The decision makes another fine artistic institution look simply corporate, more concerned with message and brand control than the free play of art and creativity. The Met loses the input of critics with long institutional knowledge, disappears from a section of the magazine that is lively and well read, and demonstrates to its loyal fan base that it is a nervous, prickly, bureaucratic organization.
Good criticism is an endangered species in American journalism. It has all but disappeared from most American newspapers, and is now yet more circumscribed within the pages of the last vigorous classical music publication in the country.

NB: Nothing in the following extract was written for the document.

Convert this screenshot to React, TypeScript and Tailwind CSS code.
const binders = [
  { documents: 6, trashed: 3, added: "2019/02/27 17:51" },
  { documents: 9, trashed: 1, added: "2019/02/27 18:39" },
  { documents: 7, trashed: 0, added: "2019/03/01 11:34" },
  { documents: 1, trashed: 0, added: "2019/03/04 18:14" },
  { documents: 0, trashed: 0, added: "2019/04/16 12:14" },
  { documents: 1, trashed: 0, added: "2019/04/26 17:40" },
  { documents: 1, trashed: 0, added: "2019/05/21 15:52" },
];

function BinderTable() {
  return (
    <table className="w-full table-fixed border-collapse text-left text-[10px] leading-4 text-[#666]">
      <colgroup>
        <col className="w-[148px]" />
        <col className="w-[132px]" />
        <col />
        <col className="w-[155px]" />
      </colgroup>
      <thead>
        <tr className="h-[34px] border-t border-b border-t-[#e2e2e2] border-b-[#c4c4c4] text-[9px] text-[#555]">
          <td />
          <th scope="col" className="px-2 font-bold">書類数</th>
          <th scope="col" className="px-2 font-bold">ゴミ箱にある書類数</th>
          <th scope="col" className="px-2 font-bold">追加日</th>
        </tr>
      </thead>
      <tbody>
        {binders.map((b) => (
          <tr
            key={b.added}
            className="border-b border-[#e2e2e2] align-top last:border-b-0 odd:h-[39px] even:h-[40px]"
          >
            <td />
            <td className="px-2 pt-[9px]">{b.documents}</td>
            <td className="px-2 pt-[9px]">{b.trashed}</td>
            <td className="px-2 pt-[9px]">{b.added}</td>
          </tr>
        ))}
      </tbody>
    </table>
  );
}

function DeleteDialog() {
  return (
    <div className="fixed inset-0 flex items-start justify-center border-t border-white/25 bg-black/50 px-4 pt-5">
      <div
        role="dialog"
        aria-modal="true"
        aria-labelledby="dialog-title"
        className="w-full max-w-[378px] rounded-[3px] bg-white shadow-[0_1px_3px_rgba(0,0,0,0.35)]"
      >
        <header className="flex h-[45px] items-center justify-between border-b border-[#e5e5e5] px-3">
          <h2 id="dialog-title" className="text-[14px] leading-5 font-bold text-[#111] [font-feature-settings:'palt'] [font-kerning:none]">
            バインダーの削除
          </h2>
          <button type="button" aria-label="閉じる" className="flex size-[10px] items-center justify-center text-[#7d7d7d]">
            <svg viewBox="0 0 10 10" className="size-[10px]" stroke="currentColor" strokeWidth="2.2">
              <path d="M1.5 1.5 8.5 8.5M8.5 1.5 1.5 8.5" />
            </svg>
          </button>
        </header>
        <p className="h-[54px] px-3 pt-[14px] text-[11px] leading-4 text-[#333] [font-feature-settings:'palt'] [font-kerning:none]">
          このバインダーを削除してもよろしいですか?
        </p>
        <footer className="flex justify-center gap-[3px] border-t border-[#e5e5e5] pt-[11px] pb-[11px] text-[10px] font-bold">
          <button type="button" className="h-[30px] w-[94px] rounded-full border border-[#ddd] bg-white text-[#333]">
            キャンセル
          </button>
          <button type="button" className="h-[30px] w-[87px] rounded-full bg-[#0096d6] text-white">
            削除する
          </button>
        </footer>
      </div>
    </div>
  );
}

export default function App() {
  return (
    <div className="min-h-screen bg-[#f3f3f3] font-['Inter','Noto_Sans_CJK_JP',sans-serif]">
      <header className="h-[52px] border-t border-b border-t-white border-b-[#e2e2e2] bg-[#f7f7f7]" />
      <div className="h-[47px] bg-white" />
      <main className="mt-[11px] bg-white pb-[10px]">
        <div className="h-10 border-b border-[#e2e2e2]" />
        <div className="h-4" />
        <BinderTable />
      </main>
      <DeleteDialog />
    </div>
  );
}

It’s easy for critics, like me, to become tribal and protective about criticism, without explaining why it matters. One reason it matters is that, when done well, it provides a template for how to listen and remember. The latter, remembering, is key. Criticism isn’t just part of the public memory of a musical performance, it is a demonstration of how to process and analyze a complicated aesthetic experience, what to take note of, and how to organize those memories into something that may stay with you long after the performance. Often, I believe the greatest danger art faces in our busy, chaotic, jangling world is that most people feel that the experience is ephemeral. The curtain comes down, they head to the subway and by the next morning, they legitimately wonder: What do I remember? What stays with me? Criticism, done well, doesn’t just document how one writer remembers a performance, it offers guidance in the kind of thinking and observation that helps everyone remember.
It is about making sure that art isn’t forgettable, in all senses of the word. The Met, as one the most important old-guard artistic institutions in the country, would be better served by actively supporting criticism, not limiting it.